Este amor salvador, llamado también misericordia, impregna la creación y la historia, como muestra el salmo 136. Todo, en efecto, es salvación. Esta empieza con la creación del universo, prosigue con la redención de Israel, continúa en la vida cotidiana, y queda abierta a nuevas expresiones: Nunca se agota. Es hesed ve emet, es decir, amor y fidelidad, amor fiel, que no tiene fin. Damos gracias al Señor de los señores, porque su misericordia es eterna. Su cumbre es el misterio pascual de Cristo, amante sediento de la fe del pecador. (cf Jn 4:1-42).
La fiesta de la divina Misericordia es la expresión litúrgica de un Dios que ha declarado y comunicado su amor, con la entrega de la vida, la efusión del Espíritu y el perdón de los pecados, y ha sido correspondido con indiferencia y hostilidad. Nos pide frutos de penitencia y conversión para que vivamos, y, en cambio, le entregamos agraces, delitos e injusticias (cf Is 5:1-8).
Hermana gemela de la celebración actual, que data del siglo XX, es la solemnidad del sagrado Corazón de Jesús, que surgió en el siglo XVIII, cuando el Señor se aparece a una humilde religiosa, Margarita María de Alacoque, en un obscuro convento de la Visitación en el centro de Francia. Mostrándole su sagrado corazón, le comunicó su deseo de que se difundiera por el mundo entero esta devoción. “He aquí”, le dijo, “el corazón que ha amado tanto a los hombres”. El propósito de esta devoción, como el de la Divina Misericordia, es recordarles a los hombres y mujeres el inconmensurable amor del Salvador por la humanidad, para suscitar una respuesta de amor a Dios, a quien no vemos, amando al prójimo que sí vemos. Esto requiere fe y conversión. La dureza de nuestro corazón hizo necesaria una segunda aparición, en Polonia, con el mismo propósito, en el siglo XX, a una religiosa polaca. Se trata de la misericordia de Dios, que sale al encuentro de nuestra miseria, y no es acogida. ¿“Qué tengo yo que mi amistad procuras?”,/ preguntaba Lope de Vega, en el siglo XVI, “¿Qué interés se te sigue, Jesús mio, que a mi puerta, cubierto de rocío, / pasas las noches del invierno oscuras?/ ¡Oh, cuánto fueron mis entrañas duras,/ pues no te abrí. ¡Qué extraño desvarío/ si de mi ingratitud el hielo frío/ secó las llagas de tus plantas puras!/ ¡Cuántas veces el ángel me decía: / “alma, asómate ahora a la ventana,/ verás con cuánto amor llamar porfía!” y ¡cuántas, hermosura soberana: /”Mañana le abriremos”, respondía, para lo mismo responder mañana.” Los improperios del Viernes Santo también transmiten el reclamo de Dios por la ingratitud de su pueblo.
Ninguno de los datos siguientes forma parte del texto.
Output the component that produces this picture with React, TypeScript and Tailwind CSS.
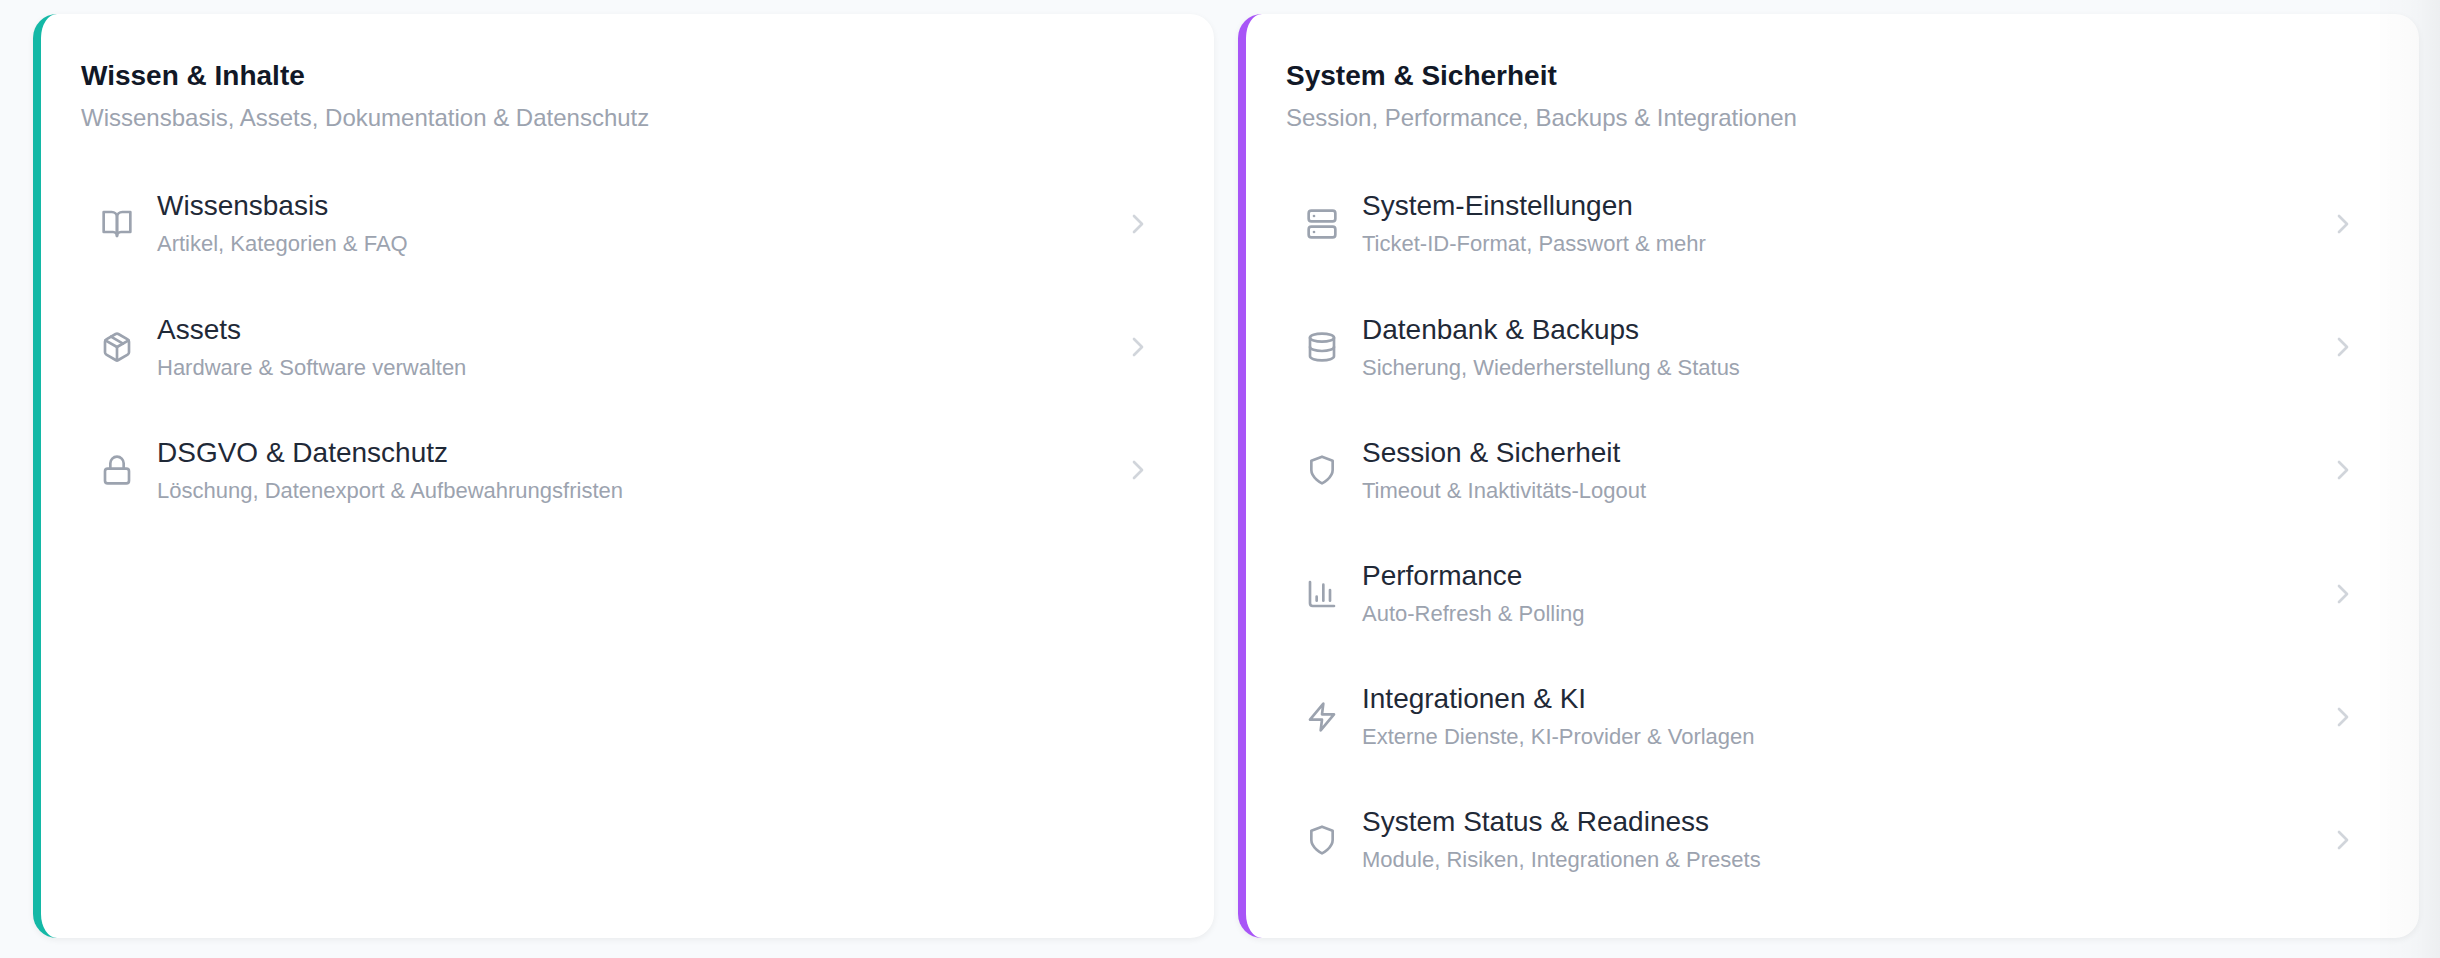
import React from 'react'
import { ChartColumn, ChevronRight, Database, Lock, Server } from 'lucide-react'

type Item = {
  title: string
  description: string
  icon: React.ReactNode
}

type SectionProps = {
  title: string
  description: string
  accent: string
  items: Item[]
}

function Outline({ children }: { children: React.ReactNode }) {
  return (
    <svg
      xmlns="http://www.w3.org/2000/svg"
      viewBox="0 0 24 24"
      fill="none"
      stroke="currentColor"
      strokeWidth={2}
      strokeLinecap="round"
      strokeLinejoin="round"
      className="size-8">
      {children}
    </svg>
  )
}

const bookIcon = (
  <Outline>
    <path d="M2 3h6a4 4 0 0 1 4 4v14a3 3 0 0 0-3-3H2z" />
    <path d="M22 3h-6a4 4 0 0 0-4 4v14a3 3 0 0 1 3-3h7z" />
  </Outline>
)

const packageIcon = (
  <Outline>
    <path d="m7.5 4.27 9 5.15" />
    <path d="M21 8a2 2 0 0 0-1-1.73l-7-4a2 2 0 0 0-2 0l-7 4A2 2 0 0 0 3 8v8a2 2 0 0 0 1 1.73l7 4a2 2 0 0 0 2 0l7-4A2 2 0 0 0 21 16Z" />
    <path d="m3.3 7 8.7 5 8.7-5" />
    <path d="M12 22V12" />
  </Outline>
)

const shieldIcon = (
  <Outline>
    <path d="M12 22s8-4 8-10V5l-8-3-8 3v7c0 6 8 10 8 10z" />
  </Outline>
)

const zapIcon = (
  <Outline>
    <polygon points="13 2 3 14 12 14 11 22 21 10 12 10 13 2" />
  </Outline>
)

const contentItems: Item[] = [
  { title: 'Wissensbasis', description: 'Artikel, Kategorien & FAQ', icon: bookIcon },
  { title: 'Assets', description: 'Hardware & Software verwalten', icon: packageIcon },
  {
    title: 'DSGVO & Datenschutz',
    description: 'Löschung, Datenexport & Aufbewahrungsfristen',
    icon: <Lock className="size-8" />
  }
]

const systemItems: Item[] = [
  {
    title: 'System-Einstellungen',
    description: 'Ticket-ID-Format, Passwort & mehr',
    icon: <Server className="size-8" />
  },
  {
    title: 'Datenbank & Backups',
    description: 'Sicherung, Wiederherstellung & Status',
    icon: <Database className="size-8" />
  },
  { title: 'Session & Sicherheit', description: 'Timeout & Inaktivitäts-Logout', icon: shieldIcon },
  {
    title: 'Performance',
    description: 'Auto-Refresh & Polling',
    icon: <ChartColumn className="size-8" />
  },
  {
    title: 'Integrationen & KI',
    description: 'Externe Dienste, KI-Provider & Vorlagen',
    icon: zapIcon
  },
  {
    title: 'System Status & Readiness',
    description: 'Module, Risiken, Integrationen & Presets',
    icon: shieldIcon
  }
]

function Section({ title, description, accent, items }: SectionProps) {
  return (
    <section
      className={`rounded-3xl border-l-8 bg-white px-10 pt-[41px] shadow-[0_2px_6px_rgba(0,0,0,0.06)] ${accent}`}>
      <h2 className="text-[28px] leading-[41px] font-bold text-[#111827]">{title}</h2>
      <p className="mt-1 text-[24px] leading-[35px] text-[#9ca3af]">{description}</p>
      <ul className="mt-[27.4px]">
        {items.map((item) => (
          <li key={item.title} className="flex h-[123.2px] cursor-pointer items-center gap-6 px-5">
            <span className="shrink-0 text-[#9ca3af]">{item.icon}</span>
            <div className="flex-1 pt-[0.8px]">
              <div className="text-[28px] leading-[37px] text-[#1f2937]">{item.title}</div>
              <div className="mt-0.5 text-[22px] leading-[35px] text-[#9ca3af]">
                {item.description}
              </div>
            </div>
            <ChevronRight className="size-8 shrink-0 text-[#d1d5db]" />
          </li>
        ))}
      </ul>
    </section>
  )
}

export default function App() {
  return (
    <div className="relative h-[958px] overflow-hidden bg-[#f8fafc] pt-3.5 pr-[21px] pl-[33px] font-['Liberation_Sans',Arial,sans-serif]">
      <main className="grid h-[924px] grid-cols-2 gap-6">
        <Section
          title="Wissen & Inhalte"
          description="Wissensbasis, Assets, Dokumentation & Datenschutz"
          accent="border-[#14b8a6]"
          items={contentItems}
        />
        <Section
          title="System & Sicherheit"
          description="Session, Performance, Backups & Integrationen"
          accent="border-[#a855f7]"
          items={systemItems}
        />
      </main>
      {/* soft shade along the right edge of the page */}
      <div className="pointer-events-none absolute inset-y-0 right-0 w-[60px] bg-[linear-gradient(to_right,rgba(0,0,0,0.006),rgba(0,0,0,0.014)_45%,rgba(0,0,0,0.024)_66%,rgba(0,0,0,0.048))]" />
    </div>
  )
}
Pero, felizmente, la Escritura nos transmite testimonios de la acogida de la misericordia divina por parte de la miseria humana: La acción simbólica del matrimonio de Oseas con Gómer, prostituta y adúltera, que el marido perdona radicalmente, hasta tratarla como una virgen, a la que desposará para siempre, en justicia y derecho, en hesed (amor) y compasión, en fidelidad y conocimiento del Señor (Os 1-3), es un verdadero paradigma de la acción de la misericordia divina sobre la miseria humana, que cuenta con la respuesta del hombre: “Sucederá aquel día”, dice Dios, “ que ella me llamará : “Marido mio ”, y no me llamará más: “Baal mio” Retiraré de su boca los nombres de los Baales, y nunca más serán invocados por su nombre.” (Os 2:18-19).
Igual paradigma vemos en el encuentro de Leví con Jesús (Lc 7:27-28); o en el de Zaqueo (Lc 19); o en el de la pecadora perdonada, que expresa su gratitud con múltiples detalles, porque mucho se le había perdonado (Lc 7:36-50); en fin, también se ve en el encuentro del pueblo samaritano con Jesús (Jn 4).
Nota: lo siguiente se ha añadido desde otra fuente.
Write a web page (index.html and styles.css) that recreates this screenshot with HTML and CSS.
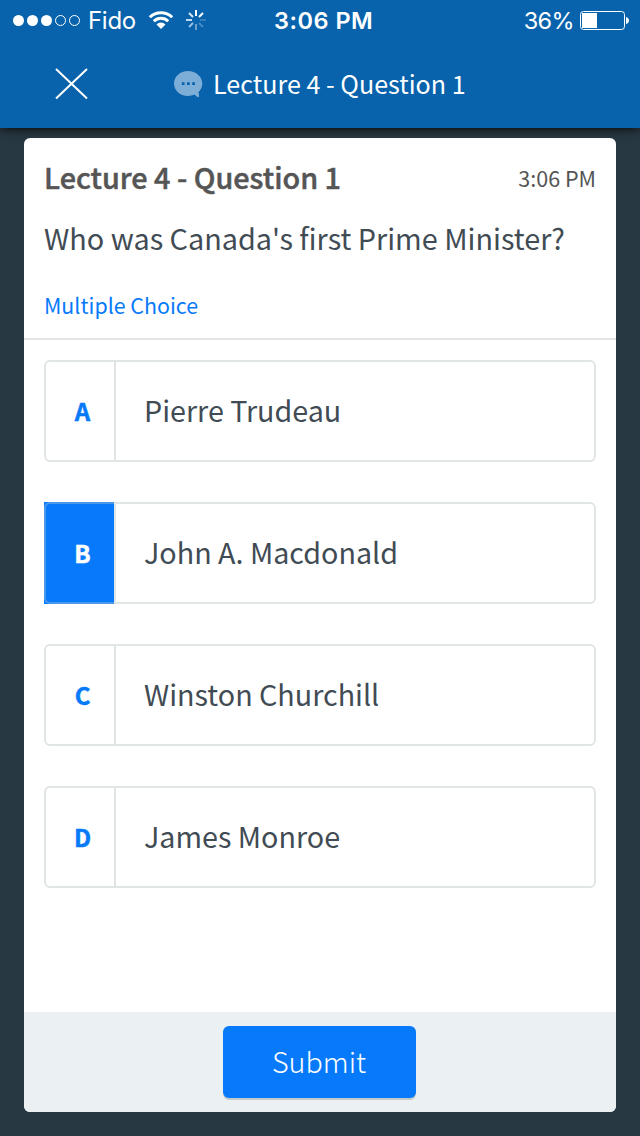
FILE: index.html
```html
<!DOCTYPE html>
<html lang="en">
<head>
<meta charset="utf-8">
<title>Lecture 4 - Question 1</title>
<link rel="stylesheet" href="styles.css">
</head>
<body>
<div class="screen">
  <header class="header">
    <div class="status">
      <div class="status-left">
        <svg class="signal" width="68" height="12" viewBox="0 0 68 12" fill="#fff"><circle cx="5.5" cy="6.5" r="5.5"/><circle cx="19.5" cy="6.5" r="5.5"/><circle cx="33.5" cy="6.5" r="5.5"/><g fill="none" stroke="#fff"><circle cx="47.5" cy="6.5" r="5"/><circle cx="61.5" cy="6.5" r="5"/></g></svg>
        <span class="carrier">Fido</span>
        <svg class="wifi" width="26" height="20" viewBox="0 0 26 20"><g fill="none" stroke="#fff" stroke-width="3"><path d="M1.8 7.2a16 16 0 0 1 22.4 0"/><path d="M5.8 11.2a10.3 10.3 0 0 1 14.4 0"/></g><path d="M8.5 14.4a6.4 6.4 0 0 1 9 0L13 19z" fill="#fff"/></svg>
        <svg class="spinner" width="20" height="20" viewBox="-10 -10 20 20" stroke="#fff" stroke-width="2"><path d="M0-10v6"/><path d="M7-7 3-3"/><path opacity=".18" d="M10 0H4"/><path opacity=".25" d="M7 7 3 3"/><path opacity=".4" d="M0 10V4"/><path opacity=".6" d="M-7 7-3 3"/><path opacity=".75" d="M-10 0h6"/><path opacity=".85" d="M-7-7-3-3"/></svg>
      </div>
      <span class="clock">3:06 PM</span>
      <div class="status-right">
        <span class="percent">36%</span>
        <svg class="battery" width="50" height="20" viewBox="0 0 50 20"><rect x=".5" y="1.5" width="44" height="18" rx="3" fill="none" stroke="#fff"/><path d="M2 3h15v15H2zM46 7c4 1 4 6 0 7z" fill="#fff"/></svg>
      </div>
    </div>
    <div class="nav">
      <svg class="close" width="34" height="32" viewBox="0 0 34 32" stroke="#fff" stroke-width="2"><path d="M1 1 32 30.500M32 1 1 30.500"/></svg>
      <svg class="bubble" width="30" height="28" viewBox="0 0 30 28"><path fill="#7daed8" d="M14 0C6.300 0 0 5.500 0 12.500S6.300 25 14 25c2.300 0 4.600-.5 6.600-1.400 1.200 1.700 3 2.500 4.400 2.600.2-1.700 0-3.300-.6-5 2.400-2.200 3.900-5.300 3.900-8.700C28.300 5.500 21.700 0 14 0z"/><path fill="#0863ac" d="M7.800 11.300h2.700V14H7.800zM13 11.300h2.700V14H13zM18.200 11.300h2.700V14h-2.700z"/></svg>
      <span class="nav-title">Lecture 4 - Question 1</span>
    </div>
  </header>
  <main class="card">
    <section class="question">
      <div class="title-row"><h1 class="title">Lecture 4 - Question 1</h1><span class="time">3:06 PM</span></div>
      <p class="prompt">Who was Canada's first Prime Minister?</p>
      <p class="kind">Multiple Choice</p>
    </section>
    <section class="choices">
      <div class="choice"><span class="letter">A</span><span class="answer">Pierre Trudeau</span></div>
      <div class="choice selected"><span class="letter">B</span><span class="answer">John A. Macdonald</span></div>
      <div class="choice"><span class="letter">C</span><span class="answer">Winston Churchill</span></div>
      <div class="choice"><span class="letter">D</span><span class="answer">James Monroe</span></div>
    </section>
    <footer class="footer"><button class="submit">Submit</button></footer>
  </main>
</div>
</body>
</html>
```
FILE: styles.css
```css
*, *::before { box-sizing: border-box; margin: 0; padding: 0; }
body { background: #283842; font-family: "Noto Sans CJK JP", "Noto Sans CJK SC", sans-serif; }
.screen { width: 640px; height: 1136px; display: flex; flex-direction: column; }
svg { display: block; flex: none; overflow: visible; }
span, h1, p { white-space: nowrap; }
.header { height: 128px; flex: none; position: relative; background: #0863ac; color: #fff; box-shadow: 0 0 11px #000; }
.status { height: 40px; display: grid; grid-template-columns: 274px 1fr auto; align-items: center; font: 24px/40px Inter, sans-serif; }
.status-left, .status-right { display: flex; align-items: center; }
.carrier, .clock, .percent { padding-top: 2px; line-height: 38px; }
.signal { margin-left: 13px; }
.carrier { width: 60px; margin-left: 7px; letter-spacing: -.3px; }
.spinner { margin-left: 12px; }
.clock { font-weight: 600; font-size: 23.500px; letter-spacing: .5px; }
.percent { font-size: 23.500px; letter-spacing: -.6px; }
.battery { margin: 0 10px 0 6px; }
.nav { height: 88px; display: flex; align-items: center; }
.close { margin-left: 55px; }
.bubble { margin: 2px 0 0 85px; }
.nav-title { margin-left: 9px; padding-bottom: 2px; font-size: 25.100px; line-height: 40px; }
.card { margin: 10px 24px 24px; height: 974px; border-radius: 6px; overflow: hidden; background: #fff; display: flex; flex-direction: column; }
.question { height: 202px; flex: none; padding: 15px 20px 0; border-bottom: 2px solid #e1e5e5; }
.title-row { height: 48px; display: flex; justify-content: space-between; align-items: center; }
.title { font-size: 28.800px; font-weight: 500; line-height: 48px; color: #555; -webkit-text-stroke: .5px #555; }
.time { font-size: 21.500px; color: #555; }
.prompt { font-size: 28.800px; line-height: 48px; margin-top: 13px; color: #414b54; }
.kind { font-size: 21.400px; line-height: 36px; margin-top: 25px; color: #077afb; }
.choices { padding: 20px 20px 0; flex: 1; display: flex; flex-direction: column; gap: 40px; }
.choice { height: 102px; border: 2px solid #e0e5e5; border-radius: 6px; display: flex; align-items: center; }
.letter { width: 70px; height: 98px; padding-left: 5px; border-right: 2px solid #dfe4e5; color: #077afb; font-weight: 700; font-size: 24px; line-height: 98px; text-align: center; -webkit-text-stroke: .5px currentColor; }
.answer { padding: 0 0 2px 28px; font-size: 28.700px; line-height: 48px; color: #414b54; }
.selected { position: relative; border-left: 0; border-radius: 0 6px 6px 0; }
.selected .letter { width: 70px; height: 102px; flex: none; padding-left: 7px; border: 0; background: #077afb; color: #fff; line-height: 102px; }
.selected .letter::before { content: ""; position: absolute; left: 0; top: -2px; width: 70px; height: 102px; border: 2px solid #4b98ea; border-right: 0; border-radius: 6px 0 0 6px; }
.selected .answer { height: 98px; padding-left: 28px; border-left: 2px solid #dfe4e5; line-height: 96px; }
.footer { height: 100px; flex: none; padding-top: 14px; background: #ebf0f3; display: flex; justify-content: center; align-items: flex-start; }
.submit { width: 193px; height: 72px; padding-bottom: 4px; margin-right: 2px; border: 0; border-radius: 6px; background: #077afb; color: #fff; font-family: inherit; font-size: 28.700px; font-weight: 300; box-shadow: 0 2px #c4c9cc; }
```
Al concluir el reciente Jubileo de la Misericordia, el papa Francisco nos ha recordado que “la misericordia renueva y redime, porque es el encuentro de dos corazones: el de Dios, que sale al encuentro, y el de el hombre” (Misericordia et Misera 16). Isaías se encontró con el Dios santísimo, y se reconoció pecador e indigno. Pero la misericordia de Dios lo tocó, y lo convirtió en un misionero idóneo (Is 6:1-13). De igual manera, cuando el joven sacerdote Ezequiel se encuentra con la Palabra de misericordia en el exilio en Babilonia, esta lo convierte en profeta, centinela de su pueblo, para guardarlo del pecado. ¡Que de igual manera esta misericordia nos transforme a nosotros!